Some of the most important teaching in Scripture is about loving our enemies. “If your enemy is hungry, give him food,” we read in Proverbs 25:21. When Stephen was being stoned to death, his final words spoke forgiveness to those who identified him as their enemy. Instead of cursing them, Stephen said, “Lord, do not hold this sin against them” (Acts 7:60).

When Jesus was on the cross, He said of His tormentors, “Father, forgive them, for they do not know what they are doing” (Luke 23:34).

In March 1944, three months before the Allied invasion of Normandy, Rev. Howard Johnson, the curate of St. John’s Church in Washington, D.C., was assigned to arrange a service marking the anniversary of the inauguration of President Franklin Roosevelt. In addition to psalms, Bible lessons and hymns, Johnson added the “Prayer for Our Enemies,” written at the beginning World War II by Rev. William Temple, then archbishop of Canterbury.

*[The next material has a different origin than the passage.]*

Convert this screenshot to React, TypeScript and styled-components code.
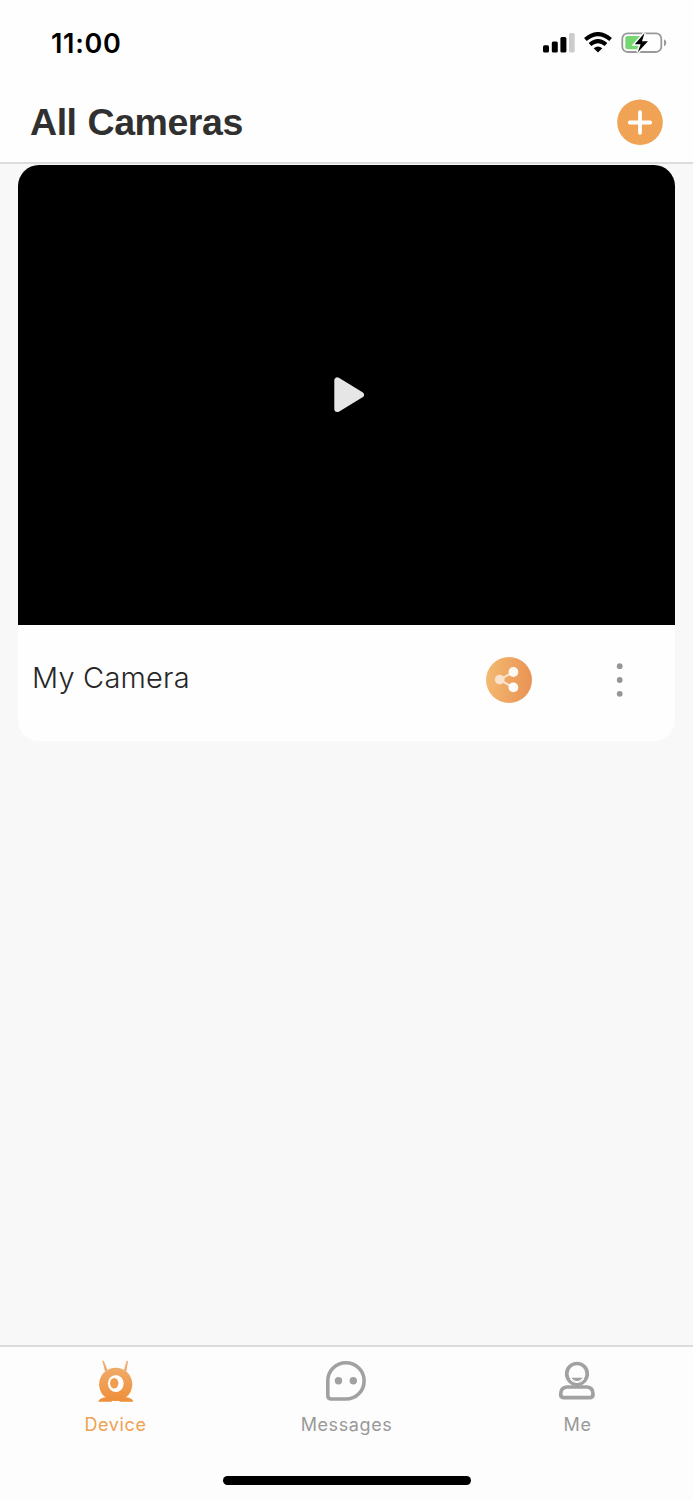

Several clergymen suggested that Johnson omit the prayer. In her book, The Roosevelt I Know, Frances Perkins, the U.S. secretary of Labor, wrote about potential problems if word got out that the nation’s top leaders were praying for America’s bitter enemies. Perkins wrote, “It would be misunderstood throughout the country; the publicity would be terrible, since the Christian injunction to pray for our enemies was scarcely understood, even by Christians in the country.”

When Roosevelt was given the proposed order of service for his approval, he wrote in the margin next to Temple’s prayer: “Very good—I like it.” The prayer was said that day and was repeated at Roosevelt’s fourth inauguration in 1945. That day, the president asked God for help in the battle against “the rulers of the darkness of the world.” Still, he would pray for them.

During my final 27 years in the newspaper business, I wrote opinion columns on topics of my own choosing, and many of them offended at least some readers. I developed a thick skin reading letters and e-mails and listening to their messages on my answering machine. My favorite contacts were with readers who had planned on leaving a message until I picked up the phone. I tried my best to put out their ire. The most extreme phone message came from a woman: “The next time I read your name in the newspaper I want it to be in the obituaries.”

I did not take it personally and never brought it up when later speaking to the woman. Like Clark Kent in his business suit, I considered myself a mild-mannered reporter. I can honestly say I have no enemies—though some people do rub me the wrong way—and I would like to think I am an enemy to no one.

However, we are confronted with the fact that once we were enemies of God; all Christians were. No one was reconciled to God, apart from the grace that came from the death of His Son on the cross. Before our acceptance of the gift of salvation, Paul writes in Romans 5:10, “We were God’s enemies.’’

The sweetest believers I know were once God’s enemies, and the consequence of being an enemy of God is far greater than having an enemy during a time of war, an enemy in our neighborhood or one at work. Or even in grade school.

Once we accept what Jesus did for us by His death and have peace with God, we are no longer His enemies. As Paul writes in Romans 5:11: “We also rejoice in God through our Lord Jesus Christ, through whom we have now received reconciliation.”

Sadly, my granddaughter will learn some day there are enemies in the world. But the more important lesson for any child or adult to understand is that we were all enemies of God until that time when we accepted what Jesus did for us on the cross.